April 18, 2010

You Turn Me Upside Down

my best friend and i had a good four hours of catching up last night and she reminded me of the band that she introduced to me few summers ago. i've been hooked on to this recent song by them:



"the spell" is also good in addition to their other songs. brings you back to the 80s when we were still toddlers.

April 17, 2010

Pet Peeves

i think of myself as someone that can put up with anything. throw me on a no man's land, i could probably survive using my stamina to get them fishies swimming aimlessly in the ocean and climb them coconut trees like a monkey. i'm also not a picky eater which means i could probably whip out a salad picking out the finest grass that's growing around and be content. in fact, sprinkle some salt water and voila, it's not so bland anymore. basically, i'm going to use my creativity if i want to survive.
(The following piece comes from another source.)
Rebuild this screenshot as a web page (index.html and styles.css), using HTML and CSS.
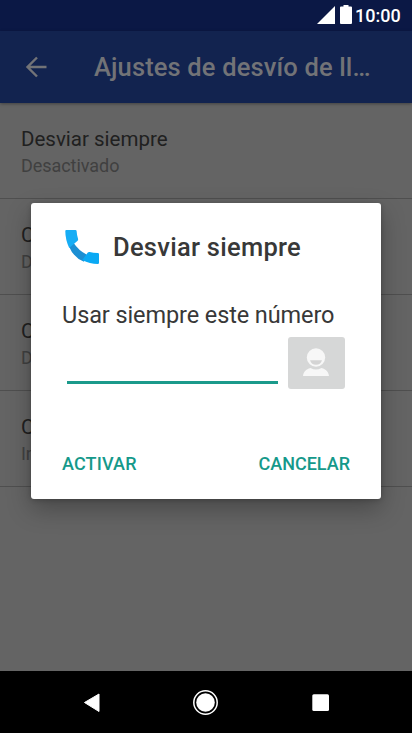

but who really cares if i'll be stranded on an island because that's just not going to happen and quite frankly, i'm not going to be alive after a few days of consuming grass and salt water. i was trying to make my point that despite how much crap i can take, there are some things that just prickle my nerves and alert my five senses. and they only bother me in certain situations like when i'm taking an exam or doing something in a quiet place. the strange thing though is that i can be paradoxical with my pet peeves. for example, i get extremely bothered when i'm taking an exam and the person next to me starts sniffing and coughing like every five seconds. but i'm okay with people tapping their pencils and jiggling their legs so much that it travels through the tables. another example, i get extremely bothered when people don't eat with their mouth closed and they make that chewing saliva sound every time they bite. but i'm okay with going to a public restaurant and hearing a whole bunch of people chew with their mouth open. it's weird because it suddenly becomes okay once the sound blends in together. i guess it's like a clarinet player that's really out of tune, but once the whole orchestra starts playing, it's not as bad anymore. another thing, it really bothers me when people breathe a certain way when i'm trying to work, read, eat, think, sleep. but i'm okay with the constant ticking of the clock, tv noise, construction, loud music in the background. seriously some people just do not breathe right. it's like they stop their breath for a few seconds, puff out carbon dioxide out of their nostril making these vacuum noises and then they inhale so much air that their diaphragm expands more than enough. seriously i should be a breathing analyst.

i'm realizing this as i'm writing but i'm basically annoyed at any sound that comes from the mouth of a human being. why is that? it's like once im in a quiet place, my senses just exaggerate any subtle sound that a human mouth makes and it drives me crazy. and it's a serious issue because eating and breathing are what human beings do to survive and it means that i will always face this problem. so the million dollar question is what should i do?!

April 3, 2010

Thought of the Day...

last night as i was trying to fall asleep, i was thinking about something...
no, i wasn't counting 1000 sheep
no, i wasn't reflecting upon my life
no, i wasn't worrying about my future
no, i wasn't thinking about my crazy summer plans
no, i wasn't panicking that i forgot to brush my teeth
no, i wasn't curious how on earth my parents were doing

instead i started wondering...

why people tend to leave an open seat between them when they sit in class/transportation/etc
why people tend to go to the second stall when the first stall is so much closer (in the context where series of toilet stalls are lined up)
why people buy anything but the first one on display when really it's the same thing
why people don't like sitting in the front row when really professors naturally look towards the middle/back row (from my observation)

and then i wonder why the hell im thinking about this at 3am in the morning. 

on another note, i never have to "try" to fall asleep. i just pass out without knowing. hence that is why i can never reach to a conclusion as well.